Science Blogging Something Completely Different

8 September 2014 by Paige Brown Jarreau, posted in Communications, Science Journalism

Shutterstock: http://ow.ly/BeU9i

Shutterstock: http://ow.ly/BeU9i

For many science writers, the science blog post has come to epitomize the Monty Python phrase, "and now for something completely different." And if not something completely different, than at least something different in one way or another from your typical science news story, your typical opinion column or or your typical print feature story, among other science story formats.

As you might know if you've been following me on Twitter, I've been conducting interviews with science bloggers as a part of my PhD project (which I often talk about on Twitter using the hashtag #MySciBlog).

This morning, I transcribed a particularly telling section of an interview about how one science blogger approaches a 'typical' blog post:

"Um, so I try to mix it up a bit. I do cover new papers. Um, when I cover new papers, um, sometimes it turns out looking a lot [like] just, a regular news story, where, you know, I’ve interviewed one of the researchers on the paper, and maybe somebody else, [who are] expert? Um, but, to be honest, those don’t tend to be my favorite posts to do. Because, I tend to feel like that, I don’t know, it doesn’t add as much beyond what you would get with a regular news story online.
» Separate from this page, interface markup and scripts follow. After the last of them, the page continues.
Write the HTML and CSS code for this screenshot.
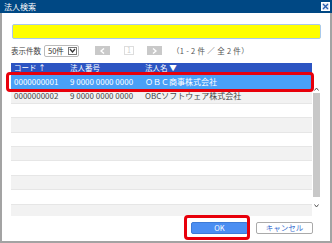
FILE: index.html
```html
<!DOCTYPE html>
<html lang="ja">
<head>
    <meta charset="UTF-8">
    <title>法人検索</title>
    <link rel="stylesheet" href="styles.css">
</head>
<body>

<div class="dialog">
    <div class="titlebar">
        <span class="title">法人検索</span>
        <span class="close">
            <svg width="7" height="7" viewBox="0 0 7 7"><path d="M1 1 L6 6 M6 1 L1 6" stroke="#2a5fb0" stroke-width="1.4"/></svg>
        </span>
    </div>

    <div class="search"></div>

    <div class="pager">
        <span class="label">表示件数</span>
        <span class="select">
            <span class="select-text">50件</span>
            <span class="select-arrow">
                <svg width="7" height="5" viewBox="0 0 7 5"><path d="M1 1 L3.5 4 L6 1" fill="none" stroke="#333" stroke-width="1.3"/></svg>
            </span>
        </span>
        <span class="pbtn prev">
            <svg width="5" height="6" viewBox="0 0 5 6"><path d="M4 0.5 L1 3 L4 5.5" fill="none" stroke="#fff" stroke-width="1.4"/></svg>
        </span>
        <span class="pnum">1</span>
        <span class="pbtn next">
            <svg width="5" height="6" viewBox="0 0 5 6"><path d="M1 0.5 L4 3 L1 5.5" fill="none" stroke="#fff" stroke-width="1.4"/></svg>
        </span>
        <span class="count">（1 - 2 件 ／ 全 2 件）</span>
    </div>

    <div class="grid">
        <div class="head">
            <span class="c1">コード ↑</span>
            <span class="c2">法人番号</span>
            <span class="c3">法人名 ▼</span>
        </div>
        <div class="body">
            <div class="rows">
                <div class="row selected"><span class="c1">0000000001</span><span class="c2">9 0000 0000 0000</span><span class="c3">ＯＢＣ商事株式会社</span></div>
                <div class="row alt"><span class="c1">0000000002</span><span class="c2">9 0000 0000 0000</span><span class="c3">OBCソフトウェア株式会社</span></div>
                <div class="row"></div>
                <div class="row alt"></div>
                <div class="row"></div>
                <div class="row alt"></div>
                <div class="row"></div>
                <div class="row alt"></div>
                <div class="row"></div>
                <div class="row alt"></div>
            </div>
            <div class="scrollbar">
                <span class="arrow up">
                    <svg width="5" height="4" viewBox="0 0 5 4"><path d="M0.5 3.5 L2.5 1 L4.5 3.5" fill="none" stroke="#555" stroke-width="1"/></svg>
                </span>
                <span class="thumb"></span>
                <span class="arrow down">
                    <svg width="5" height="4" viewBox="0 0 5 4"><path d="M0.5 0.5 L2.5 3 L4.5 0.5" fill="none" stroke="#555" stroke-width="1"/></svg>
                </span>
            </div>
        </div>
    </div>

    <div class="actions">
        <span class="btn ok">OK</span>
        <span class="btn cancel">キャンセル</span>
    </div>

    <!-- red highlight marks -->
    <div class="mark mark-row"></div>
    <div class="mark mark-ok"></div>
</div>

</body>
</html>
```

FILE: styles.css
```css
body {
    margin: 0;
    font-family: "Noto Sans CJK JP", "DejaVu Sans", sans-serif;
    font-size: 8px;
    color: #333;
    background: #fff;
}

.dialog {
    position: relative;
    width: 332px;
    height: 243px;
    box-sizing: border-box;
    border: 2px solid #a3a3a3;
    border-top: none;
    background: #fff;
}

.titlebar {
    height: 13px;
    margin: 0 -2px;
    background: #004884;
    color: #fff;
    display: flex;
    align-items: center;
    justify-content: space-between;
    padding-left: 4px;
    padding-right: 2px;
}

.title {
    font-size: 8px;
    line-height: 13px;
}

.close {
    width: 9px;
    height: 9px;
    box-sizing: border-box;
    background: #e9eef6;
    border: 1px solid #fff;
    display: flex;
    align-items: center;
    justify-content: center;
}

.search {
    margin: 11px 9px 0 10px;
    height: 15px;
    box-sizing: border-box;
    background: #ffff00;
    border: 1px solid #a9c9ec;
    border-radius: 2px;
}

.pager {
    margin: 5px 0 0 9px;
    height: 13px;
    display: flex;
    align-items: center;
    line-height: 1;
}

.label {
    font-size: 7.5px;
    color: #444;
}

.select {
    margin-left: 3px;
    width: 35px;
    height: 12px;
    box-sizing: border-box;
    border: 1px solid #bbb;
    border-radius: 2px;
    display: flex;
    align-items: center;
    justify-content: space-between;
    padding-left: 3px;
    padding-right: 1px;
}

.select-text {
    font-size: 7.5px;
}

.select-arrow {
    width: 9px;
    height: 8px;
    box-sizing: border-box;
    border: 1px solid #777;
    display: flex;
    align-items: center;
    justify-content: center;
}

.pbtn {
    width: 15px;
    height: 9px;
    background: #c9c9c9;
    display: flex;
    align-items: center;
    justify-content: center;
}

.prev {
    margin-left: 16px;
}

.pnum {
    margin-left: 14px;
    width: 10px;
    height: 9px;
    box-sizing: border-box;
    border: 1px solid #ddd;
    color: #ccc;
    font-size: 7px;
    line-height: 7px;
    text-align: center;
}

.next {
    margin-left: 13px;
}

.count {
    margin-left: 10px;
    font-size: 7.5px;
    letter-spacing: 0.3px;
    color: #555;
}

.grid {
    margin: 6px 9px 0 9px;
}

.head {
    width: 301px;
    height: 10px;
    background: #2c54c2;
    color: #fff;
    display: flex;
    align-items: center;
    font-size: 7.5px;
    line-height: 1;
}

.c1 {
    width: 59px;
    padding-left: 3px;
    box-sizing: border-box;
    flex-shrink: 0;
}

.c2 {
    width: 75px;
    flex-shrink: 0;
}

.c3 {
    flex: 1;
}

.body {
    display: flex;
    height: 141px;
    margin-top: 2px;
}

.rows {
    width: 301px;
    overflow: hidden;
}

.row {
    height: 14.4px;
    box-sizing: border-box;
    border-bottom: 1px solid #e6e6e6;
    display: flex;
    align-items: center;
    font-size: 8px;
    line-height: 1;
    color: #444;
}

.row.alt {
    background: #f2f2f2;
}

.row.selected {
    background: #4aa0f7;
    color: #fff;
    border-bottom: none;
}

.scrollbar {
    width: 9px;
    display: flex;
    flex-direction: column;
    align-items: center;
}

.arrow {
    display: flex;
    justify-content: center;
    width: 9px;
}

.arrow.up {
    height: 18px;
    align-items: flex-end;
    padding-bottom: 2px;
    box-sizing: border-box;
}

.arrow.down {
    flex: 1;
    align-items: flex-start;
    padding-top: 7px;
    box-sizing: border-box;
}

.thumb {
    width: 7px;
    height: 104px;
    background: #c8c8c8;
}

.actions {
    margin-top: 6px;
    padding-right: 17px;
    display: flex;
    justify-content: flex-end;
    gap: 8px;
}

.btn {
    width: 57px;
    height: 12px;
    box-sizing: border-box;
    border-radius: 2px;
    display: flex;
    align-items: center;
    justify-content: center;
    font-size: 7.5px;
    line-height: 1;
}

.ok {
    background: #4b8ef2;
    border: 1px solid #3d7ad6;
    color: #fff;
}

.cancel {
    background: #fff;
    border: 1px solid #aaa;
    color: #3a6fd0;
}

.mark {
    position: absolute;
    border: 3px solid #e8000b;
    border-radius: 4px;
    box-sizing: border-box;
}

.mark-row {
    left: 4px;
    top: 72px;
    width: 308px;
    height: 20px;
}

.mark-ok {
    left: 182px;
    top: 215px;
    width: 66px;
    height: 25px;
}
```
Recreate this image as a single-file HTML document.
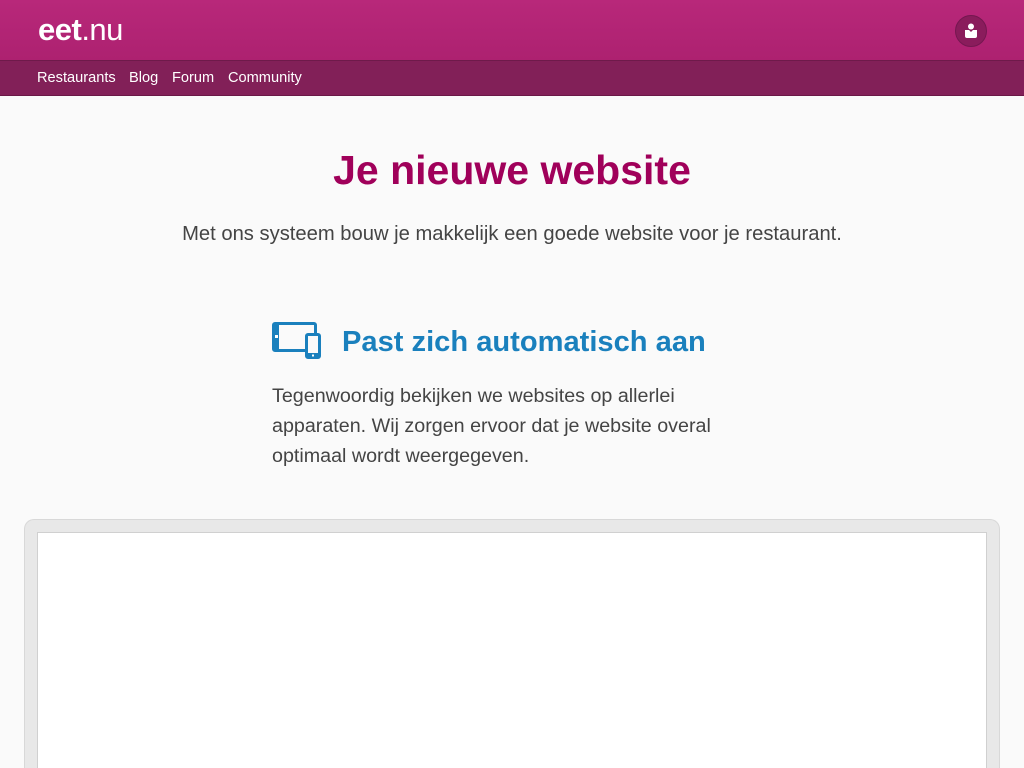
<!DOCTYPE html>
<html><head><meta charset="utf-8"><style>
*{margin:0;padding:0;box-sizing:border-box}
html,body{width:1024px;height:768px;overflow:hidden}
body{background:#fafafa;font-family:"Liberation Sans",Arial,sans-serif;position:relative}
.top{position:absolute;left:0;top:0;width:1024px;height:60px;background:linear-gradient(#b8287a,#ad2170)}
.nav{position:absolute;left:0;top:60px;width:1024px;height:36px;background:#822058;border-top:1px solid #6e1a4a;border-bottom:1px solid #6a1846}
.nav a{position:absolute;top:9px;color:#fff;font-size:14.6px;text-decoration:none}
.logo{position:absolute;left:38px;top:12px;color:#fff;font-size:31px;letter-spacing:-0.5px}
.user{position:absolute;left:955px;top:15px;width:32px;height:32px;border-radius:50%;background:#8a1c5c;border:1px solid #741750}
h1{position:absolute;left:0;width:1024px;top:147px;text-align:center;color:#a0005a;font-size:41px;font-weight:bold}
.sub{position:absolute;left:0;width:1024px;top:223px;text-align:center;color:#444;font-size:20.2px}
h2{position:absolute;left:342px;top:326px;color:#1a80bd;font-size:29.1px;font-weight:bold}
.p{position:absolute;left:272px;top:381px;width:480px;color:#444;font-size:19.7px;line-height:30px}
.frame{position:absolute;left:24px;top:519px;width:976px;height:249px;background:#e8e8e8;border:1px solid #d8d8d8;border-bottom:none;border-radius:10px 10px 0 0}
.inner{position:absolute;left:37px;top:532px;width:950px;height:236px;background:#fff;border:1px solid #d0d0d0;border-bottom:none}
</style></head><body>
<div class="top">
<div class="logo"><span style="font-weight:bold">eet</span>.nu</div>
<div class="user"><svg width="32" height="32" viewBox="0 0 32 32" style="position:absolute;left:-1px;top:-1px"><circle cx="16" cy="11.5" r="3" fill="#fff"/><path d="M10 15h4l2 2 2-2h4v6a2 2 0 0 1-2 2h-8a2 2 0 0 1-2-2z" fill="#fff"/></svg></div>
</div>
<div class="nav"><a style="left:37px">Restaurants</a><a style="left:129px">Blog</a><a style="left:172px">Forum</a><a style="left:228px">Community</a></div>
<h1>Je nieuwe website</h1>
<div class="sub">Met ons systeem bouw je makkelijk een goede website voor je restaurant.</div>
<svg style="position:absolute;left:272px;top:322px" width="50" height="38" viewBox="0 0 50 38"><rect x="1.5" y="1.5" width="42" height="27" rx="1.5" fill="none" stroke="#1a80bd" stroke-width="3"/><rect x="1" y="1" width="6" height="28" fill="#1a80bd"/><rect x="3" y="13" width="3" height="3" fill="#fff"/><rect x="33" y="11" width="16" height="26" rx="2" fill="#fafafa"/><rect x="34.5" y="12.5" width="13" height="23" rx="1.5" fill="none" stroke="#1a80bd" stroke-width="3"/><rect x="34" y="31" width="14" height="5" fill="#1a80bd"/><rect x="40" y="32.5" width="2" height="2" fill="#fff"/></svg>
<h2>Past zich automatisch aan</h2>
<div class="p">Tegenwoordig bekijken we websites op allerlei apparaten. Wij zorgen ervoor dat je website overal optimaal wordt weergegeven.</div>
<div class="frame"></div><div class="inner"></div>
</body></html>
And what, what I feel like, the freedom of a blog, and why blogs are so much fun to read, is, that you get to know a little bit more of the personality of the person who’s writing it, and what their thoughts and opinions are, and that they kind of interpret things, a bit more? And so, I would say that, the posts, what I aim for, maybe I don’t always achieve it, but what I aim for is to add a little bit more of, um, you know, my personal point of view, and also some broader context, and some other information about the topic, that you wouldn’t necessarily get just from a story about that one paper. So, there often is a new paper mentioned, but it’s not necessarily always, um, the blog post isn’t always necessarily just about that paper. Um, and sometimes I write about things where there’s no research, no new research paper at all."

Whether it's due to a desire to write with the freedom to ignore traditional news constraints, or a lack of traditional journalism resources, or having come from a background in science as opposed to journalism, many science bloggers choose a 'different' style and structure for their blogs that often contrast with the norms and routines of typical news production. Some of these different styles and structures have become the 'new normal' for incoming science bloggers who learn what blogging does or should look like from existing science blogs. Take, for example, the "conversational tone," which has become the status quo of science blogging, surely inherited from early generations of science bloggers.

Of course, bloggers coming from non-journalistic backgrounds also learn to use some of the more traditional news production processes and news values in their science blogging, perhaps in part from being plugged into a community that combines traditional journalists and freelance science journalists as well as scientists and students of science. Some scientists who blog for networks belonging to traditional news organizations, like Scientific American, ScienceNews and others, may also become more "newsy" as a result.

But certainly science bloggers have maintained the spirit of writing about science in a way that is 'different' from writing in other formats. Can you think of any other ways in which science blog posts are typically different from science news stories?